I'm concerned too. There's a chicken-and-egg situation for keeping Skenario in sync with the autoscaler. I fell behind because I was focused on development of Skenario-as-Skenario and needed a stable target. Assuming it's adopted, I expect that on catching up it will become easier to stay in sync because Skenario would be an at least optional check on activity.

On the topic of release cadence, I am curious if/what artifacts we expect this repo to produce? Would we create binary releases of the simulator each cycle?

I can see compiled binaries becoming a possibility, co-released with the rest of Serving.

Another place I would expect it to become more prominent is when it becomes possible to run fully headlessly. It would then be a source of data for performance prediction that can be collected over a number of versions of Serving.

josephburnett commented 5 years ago

what artifacts we expect this repo to produce

And I would expect to have some automated deployment to a demo site where people can play around with the simulation. So it should produce a container at least.

jchesterpivotal commented 5 years ago

Update: this was discussed in today's Technical Oversight Committee meeting.

No vote as yet. The Steering Committee will discuss what other requirements might be necessary before proceeding and loop back.

jchesterpivotal commented 4 years ago

Hi everyone,

After talking with @josephburnett, we've come to the view that Skenario ought to chart an independent destiny.

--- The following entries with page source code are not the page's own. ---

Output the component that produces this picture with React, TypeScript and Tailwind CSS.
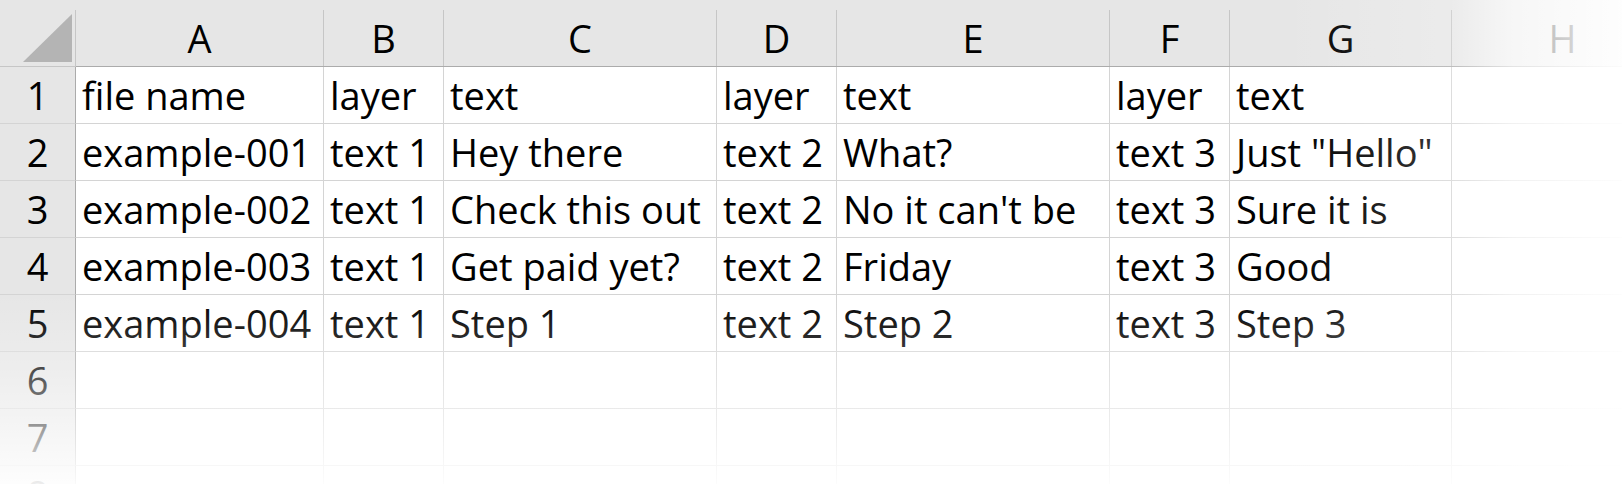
import React from "react";

const columns = ["A", "B", "C", "D", "E", "F", "G", "H"];

const rows: string[][] = [
  ["file name", "layer", "text", "layer", "text", "layer", "text", ""],
  ["example-001", "text 1", "Hey there", "text 2", "What?", "text 3", 'Just "Hello"', ""],
  ["example-002", "text 1", "Check this out", "text 2", "No it can't be", "text 3", "Sure it is", ""],
  ["example-003", "text 1", "Get paid yet?", "text 2", "Friday", "text 3", "Good", ""],
  ["example-004", "text 1", "Step 1", "text 2", "Step 2", "text 3", "Step 3", ""],
  ["", "", "", "", "", "", "", ""],
  ["", "", "", "", "", "", "", ""],
  ["", "", "", "", "", "", "", ""],
];

function CornerCell() {
  return (
    <div className="bg-[#e6e6e6] border-b border-[#c6c6c6] pt-[10px]">
      <div className="h-full border-r border-[#c6c6c6] flex items-end justify-end pr-[3px] pb-[4px]">
        <svg width="49" height="48" viewBox="0 0 49 48">
          <polygon points="49,0 49,48 0,48" fill="#b4b4b4" />
        </svg>
      </div>
    </div>
  );
}

function ColumnHeader({ label }: { label: string }) {
  return (
    <div className="bg-[#e6e6e6] border-b border-[#ababab] pt-[10px]">
      <div className="h-full border-r border-[#c6c6c6] text-center text-[38px] leading-[40px] pt-[8px] text-black">
        {label}
      </div>
    </div>
  );
}

function RowHeader({ n }: { n: number }) {
  return (
    <div className="bg-[#e6e6e6] border-r border-b border-r-[#ababab] border-b-[#d4d4d4] text-center text-[38px] leading-[56px] text-black">
      {n}
    </div>
  );
}

function Cell({ value }: { value: string }) {
  return (
    <div className="bg-white border-r border-b border-[#d4d4d4] pl-[6px] text-[38px] leading-[56px] whitespace-nowrap text-black">
      {value}
    </div>
  );
}

export default function App() {
  return (
    <div className="relative w-[1622px] h-[484px] overflow-hidden bg-white font-['Open_Sans',sans-serif]">
      <div className="grid grid-cols-[76px_248px_120px_273px_120px_273px_120px_222px_222px] grid-rows-[67px_repeat(8,57px)]">
        <CornerCell />
        {columns.map((c) => (
          <ColumnHeader key={c} label={c} />
        ))}
        {rows.map((r, i) => (
          <React.Fragment key={i}>
            <RowHeader n={i + 1} />
            {r.map((v, j) => (
              <Cell key={j} value={v} />
            ))}
          </React.Fragment>
        ))}
      </div>
      {/* sheet edges fade out to white */}
      <div className="pointer-events-none absolute top-0 bottom-0 right-0 w-[340px] bg-[linear-gradient(to_right,rgba(255,255,255,0),rgba(255,255,255,0.22)_50%,rgba(255,255,255,0.68)_68%,rgba(255,255,255,0.95))]" />
      <div className="pointer-events-none absolute left-0 right-0 bottom-0 h-[190px] bg-[linear-gradient(to_bottom,rgba(255,255,255,0),rgba(255,255,255,0.1)_14%,rgba(255,255,255,0.3)_40%,rgba(255,255,255,0.6)_70%,rgba(255,255,255,0.93))]" />
    </div>
  );
}
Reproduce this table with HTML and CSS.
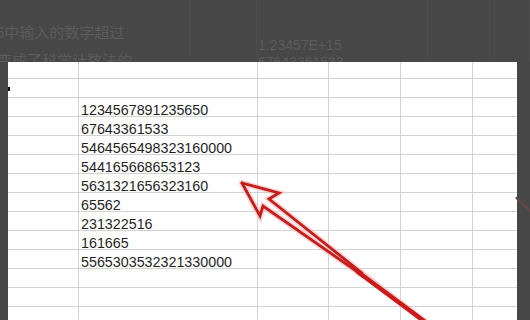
FILE: index.html
```html
<!DOCTYPE html>
<html>
<head>
<meta charset="utf-8">
<link rel="stylesheet" href="styles.css">
</head>
<body>
<div class="page">
  <div class="top">
    <div class="tcol c1">
      <div class="faint cjk l1">6中输入的数字超过</div>
      <div class="faint cjk l2">变成了科学计数法的</div>
    </div>
    <div class="tcol c2"></div>
    <div class="tcol c3">
      <div class="faint num">1.23457E+15</div>
      <div class="faint num">67643361533</div>
    </div>
    <div class="tcol c4"></div>
    <div class="tcol c5"></div>
  </div>
  <div class="main">
    <div class="sheet">
      <div class="cell"></div><div class="cell"></div><div class="cell"></div><div class="cell"></div><div class="cell"></div><div class="cell last"></div>
      <div class="cell mark"></div><div class="cell"></div><div class="cell"></div><div class="cell"></div><div class="cell"></div><div class="cell last"></div>
      <div class="cell"></div><div class="cell val">1234567891235650</div><div class="cell"></div><div class="cell"></div><div class="cell"></div><div class="cell last"></div>
      <div class="cell"></div><div class="cell val">67643361533</div><div class="cell"></div><div class="cell"></div><div class="cell"></div><div class="cell last"></div>
      <div class="cell"></div><div class="cell val">5464565498323160000</div><div class="cell"></div><div class="cell"></div><div class="cell"></div><div class="cell last"></div>
      <div class="cell"></div><div class="cell val">544165668653123</div><div class="cell"></div><div class="cell"></div><div class="cell"></div><div class="cell last"></div>
      <div class="cell"></div><div class="cell val">5631321656323160</div><div class="cell"></div><div class="cell"></div><div class="cell"></div><div class="cell last"></div>
      <div class="cell"></div><div class="cell val">65562</div><div class="cell"></div><div class="cell"></div><div class="cell"></div><div class="cell last"></div>
      <div class="cell"></div><div class="cell val">231322516</div><div class="cell"></div><div class="cell"></div><div class="cell"></div><div class="cell last"></div>
      <div class="cell"></div><div class="cell val">161665</div><div class="cell"></div><div class="cell"></div><div class="cell"></div><div class="cell last"></div>
      <div class="cell"></div><div class="cell val">5565303532321330000</div><div class="cell"></div><div class="cell"></div><div class="cell"></div><div class="cell last"></div>
      <div class="cell"></div><div class="cell"></div><div class="cell"></div><div class="cell"></div><div class="cell"></div><div class="cell last"></div>
      <div class="cell"></div><div class="cell"></div><div class="cell"></div><div class="cell"></div><div class="cell"></div><div class="cell last"></div>
      <div class="cell"></div><div class="cell"></div><div class="cell"></div><div class="cell"></div><div class="cell"></div><div class="cell last"></div>
    </div>
  </div>
  <svg class="arrow" width="530" height="320" viewBox="0 0 530 320">
    <g fill="none" stroke-linejoin="miter" stroke-linecap="round">
      <g stroke="#f6c2c2" stroke-width="6" opacity="0.7">
        <polyline points="242,183 279,193 269,199 362,273 432,327"/>
        <polyline points="242,183 260,216 263,206 362,275"/>
      </g>
      <g stroke="#c51c1c" stroke-width="2.8">
        <polyline points="242,183 279,193 269,199 362,273"/>
        <polyline points="242,183 260,216 263,206 362,275"/>
      </g>
      <line x1="358" y1="272" x2="432" y2="327" stroke="#cc1a1a" stroke-width="4.5"/>
      <line x1="517" y1="198" x2="532" y2="213" stroke="#5e4848" stroke-width="3"/>
    </g>
  </svg>
</div>
</body>
</html>
```

FILE: styles.css
```css
html, body {
  margin: 0;
  padding: 0;
}

body {
  width: 530px;
  height: 320px;
  overflow: hidden;
  background: #474747;
}

.page {
  position: relative;
  width: 530px;
  height: 320px;
  overflow: hidden;
  background: #474747;
}

.top {
  height: 62px;
  overflow: hidden;
  display: grid;
  grid-template-columns: 190px 67px 171px 67px 35px;
}

.tcol {
  border-right: 1px solid #4d4d4d;
  box-sizing: border-box;
  white-space: nowrap;
  overflow: visible;
}

.c1 {
  padding-top: 18px;
}

.c3 {
  padding-top: 37px;
  padding-left: 1px;
}

.faint {
  color: #5c5c5c;
}

.cjk {
  font-family: "Noto Sans CJK SC", "Noto Sans", sans-serif;
  font-size: 15px;
  line-height: 28px;
  height: 28px;
}

.l1 {
  margin-left: -4px;
}

.l2 {
  margin-left: -3px;
}

.num {
  font-family: "Liberation Sans", Arial, sans-serif;
  font-size: 14px;
  line-height: 17px;
}

.main {
  display: flex;
  padding-left: 8px;
  height: 258px;
}

.sheet {
  width: 509px;
  height: 258px;
  overflow: hidden;
  background: #ffffff;
  display: grid;
  grid-template-columns: 71px 179px 71px 72px 72px 44px;
  grid-template-rows: 17px repeat(13, 19px);
}

.cell {
  box-sizing: border-box;
  border-right: 1px solid #d3d3d3;
  border-bottom: 1px solid #d3d3d3;
  font-family: "Liberation Sans", Arial, sans-serif;
  font-size: 14.3px;
  color: #1f1f1f;
  white-space: nowrap;
  overflow: visible;
  padding-left: 2px;
  padding-top: 4px;
  line-height: 17px;
}

.cell.last {
  border-right: none;
}

.mark {
  position: relative;
}

.mark::before {
  content: "";
  position: absolute;
  left: 0;
  top: 8px;
  width: 2px;
  height: 4px;
  background: #111;
}

.arrow {
  position: absolute;
  left: 0;
  top: 0;
  pointer-events: none;
}
```
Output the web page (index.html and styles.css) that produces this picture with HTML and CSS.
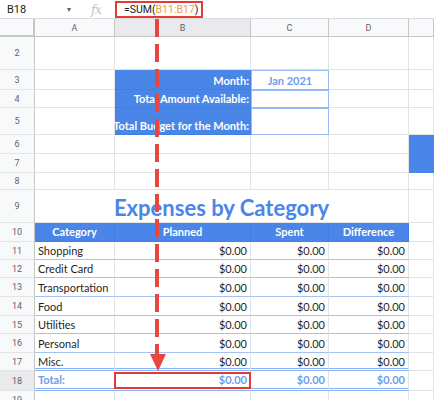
FILE: index.html
```html
<!DOCTYPE html>
<html>
<head>
<meta charset="utf-8">
<link rel="stylesheet" href="styles.css">
</head>
<body>
<div class="page">
  <div class="fbar">
    <div class="namebox"><span class="cellref">B18</span><span class="caret">▾</span></div>
    <div class="fxbox"><span class="fx">fx</span></div>
    <div class="formula">=SUM(<span class="ref">B11:B17</span>)</div>
  </div>
  <div class="sheet">
    <div class="row colhead">
      <div class="corner"></div><div class="ch">A</div><div class="ch ch-sel">B</div><div class="ch">C</div><div class="ch">D</div><div class="ch"></div>
    </div>
    <div class="row h33">
      <div class="rh">2</div><div class="c"></div><div class="c"></div><div class="c"></div><div class="c"></div><div class="c"></div>
    </div>
    <div class="row h20">
      <div class="rh">3</div><div class="c"></div><div class="c lbl">Month:</div><div class="c inp val">Jan 2021</div><div class="c"></div><div class="c"></div>
    </div>
    <div class="row h18">
      <div class="rh">4</div><div class="c"></div><div class="c lbl">Total Amount Available:</div><div class="c inp"></div><div class="c"></div><div class="c"></div>
    </div>
    <div class="row h27">
      <div class="rh">5</div><div class="c"></div><div class="c lbl">Total Budget for the Month:</div><div class="c inp"></div><div class="c"></div><div class="c"></div>
    </div>
    <div class="row h19">
      <div class="rh">6</div><div class="c"></div><div class="c"></div><div class="c"></div><div class="c"></div><div class="c fill"></div>
    </div>
    <div class="row h19">
      <div class="rh">7</div><div class="c"></div><div class="c"></div><div class="c"></div><div class="c"></div><div class="c fill"></div>
    </div>
    <div class="row h17">
      <div class="rh">8</div><div class="c"></div><div class="c"></div><div class="c"></div><div class="c"></div><div class="c"></div>
    </div>
    <div class="row h33">
      <div class="rh">9</div><div class="c title">Expenses by Category</div><div class="c"></div>
    </div>
    <div class="row h19">
      <div class="rh">10</div><div class="c th">Category</div><div class="c th">Planned</div><div class="c th">Spent</div><div class="c th">Difference</div><div class="c"></div>
    </div>
    <div class="row h18">
      <div class="rh">11</div><div class="c td">Shopping</div><div class="c td num">$0.00</div><div class="c td num">$0.00</div><div class="c td num">$0.00</div><div class="c"></div>
    </div>
    <div class="row h18">
      <div class="rh">12</div><div class="c td">Credit Card</div><div class="c td num">$0.00</div><div class="c td num">$0.00</div><div class="c td num">$0.00</div><div class="c"></div>
    </div>
    <div class="row h19">
      <div class="rh">13</div><div class="c td">Transportation</div><div class="c td num">$0.00</div><div class="c td num">$0.00</div><div class="c td num">$0.00</div><div class="c"></div>
    </div>
    <div class="row h19">
      <div class="rh">14</div><div class="c td">Food</div><div class="c td num">$0.00</div><div class="c td num">$0.00</div><div class="c td num">$0.00</div><div class="c"></div>
    </div>
    <div class="row h18">
      <div class="rh">15</div><div class="c td">Utilities</div><div class="c td num">$0.00</div><div class="c td num">$0.00</div><div class="c td num">$0.00</div><div class="c"></div>
    </div>
    <div class="row h19">
      <div class="rh">16</div><div class="c td">Personal</div><div class="c td num">$0.00</div><div class="c td num">$0.00</div><div class="c td num">$0.00</div><div class="c"></div>
    </div>
    <div class="row h18">
      <div class="rh">17</div><div class="c td last">Misc.</div><div class="c td last num">$0.00</div><div class="c td last num">$0.00</div><div class="c td last num">$0.00</div><div class="c"></div>
    </div>
    <div class="row h20">
      <div class="rh rh-sel">18</div><div class="c tot">Total:</div><div class="c tot num picked">$0.00</div><div class="c tot num">$0.00</div><div class="c tot num">$0.00</div><div class="c"></div>
    </div>
    <div class="row h19">
      <div class="rh">19</div><div class="c"></div><div class="c"></div><div class="c"></div><div class="c"></div><div class="c"></div>
    </div>
  </div>
  <svg class="arrow" width="434" height="400" viewBox="0 0 434 400">
    <line x1="157" y1="19" x2="157" y2="354" stroke="#e8463f" stroke-width="4" stroke-dasharray="18 7"/>
    <polygon points="150,354 166,354 158,371" fill="#e8463f"/>
  </svg>
</div>
</body>
</html>
```

FILE: styles.css
```css
* { box-sizing: border-box; }
html, body { margin: 0; padding: 0; background: #fff; }
body { width: 434px; height: 400px; overflow: hidden; font-family: Lato, "Open Sans", sans-serif; }
.page { position: relative; width: 434px; height: 400px; overflow: hidden; }

.fbar {
  display: flex;
  height: 19px;
  border-bottom: 1px solid #dadce0;
  font-family: Roboto, "Liberation Sans", sans-serif;
  align-items: stretch;
}
.namebox {
  width: 86px;
  display: flex;
  align-items: center;
  padding-left: 7px;
  font-size: 11px;
  color: #202124;
}
.cellref { width: 60px; }
.caret { font-size: 8px; color: #5f6368; }
.fxbox {
  width: 29px;
  display: flex;
  align-items: center;
  padding-left: 5px;
}
.fx {
  font-family: "DejaVu Serif", "Liberation Serif", serif;
  font-style: italic;
  font-size: 13px;
  color: #c4c7c5;
  letter-spacing: -1px;
}
.formula {
  width: 88px;
  margin: 1px 0 0 0;
  height: 17px;
  border: 2px solid #e53935;
  display: flex;
  align-items: center;
  padding-left: 7px;
  font-size: 10.5px;
  color: #202124;
  white-space: nowrap;
}
.ref { color: #f0a04b; }

.sheet { display: flex; flex-direction: column; }
.row {
  display: grid;
  grid-template-columns: 35px 80px 136px 78px 80px 25px;
}
.h17 { height: 17px; }
.h18 { height: 18px; }
.h19 { height: 19px; }
.h20 { height: 20px; }
.h27 { height: 27px; }
.h33 { height: 33px; }

.colhead { height: 18px; background: #f8f9fa; }
.corner {
  border-right: 2px solid #c4c7c5;
  border-bottom: 2px solid #c4c7c5;
  background: #f8f9fa;
}
.ch {
  border-right: 1px solid #c4c7c5;
  border-bottom: 1px solid #c4c7c5;
  font-family: Roboto, "Liberation Sans", sans-serif;
  font-size: 9px;
  color: #5f6368;
  display: flex;
  align-items: center;
  justify-content: center;
}
.ch-sel { background: #e8eaed; }

.rh {
  background: #f8f9fa;
  border-right: 1px solid #c4c7c5;
  border-bottom: 1px solid #e2e3e3;
  font-family: Roboto, "Liberation Sans", sans-serif;
  font-size: 9px;
  color: #5f6368;
  display: flex;
  align-items: center;
  justify-content: center;
}
.rh-sel { background: #e8eaed; }

.c {
  border-right: 1px solid #e2e3e3;
  border-bottom: 1px solid #e2e3e3;
  font-size: 11px;
  line-height: 1;
  color: #1f1f1f;
  display: flex;
  align-items: flex-end;
  padding: 0 3px 3px 3px;
  white-space: nowrap;
}

.lbl {
  background: #4a86e8;
  border-right: none;
  border-bottom: 1px solid #3f7ee3;
  color: #fff;
  font-weight: 700;
  justify-content: flex-end;
  padding-right: 2px;
}
.inp {
  border: 1px solid #97baf5;
  justify-content: center;
  align-items: center;
  padding: 0;
}
.val { color: #6d9eeb; font-weight: 700; }
.fill { background: #4a86e8; border-color: #4a86e8; }

.title {
  grid-column: 2 / 6;
  justify-content: center;
  font-size: 22px;
  font-weight: 700;
  color: #4a86e8;
  padding-bottom: 3px;
}

.th {
  background: #4a86e8;
  border-right: 1px solid #3f7ee3;
  border-bottom: 1px solid #3f7ee3;
  color: #fff;
  font-weight: 700;
  justify-content: center;
  padding-bottom: 4px;
}
.td { border-bottom: 1px solid #a4c2f4; }
.td.last { border-bottom: 3px double #8ab4f8; padding-bottom: 1px; }
.num { justify-content: flex-end; }

.tot {
  color: #6d9eeb;
  font-weight: 700;
  border-bottom: 3px double #8ab4f8;
  padding-bottom: 3px;
}
.picked { position: relative; }
.picked::after {
  content: "";
  position: absolute;
  left: -1px;
  right: -1px;
  top: 1px;
  bottom: -1px;
  border: 2px solid #e53935;
}

.arrow { position: absolute; left: 0; top: 0; pointer-events: none; }
```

So, to avoid confusion, I'm withdrawing this proposal. The withdrawal is without prejudice and is not meant as a sign or symbol or anything of the sort. It's just a practical step towards where Skenario goes next.

I want to thank everyone who was involved in the discussions around the donation proposal and I'm pleased it acted as a small piece of our continued evolution as an open community.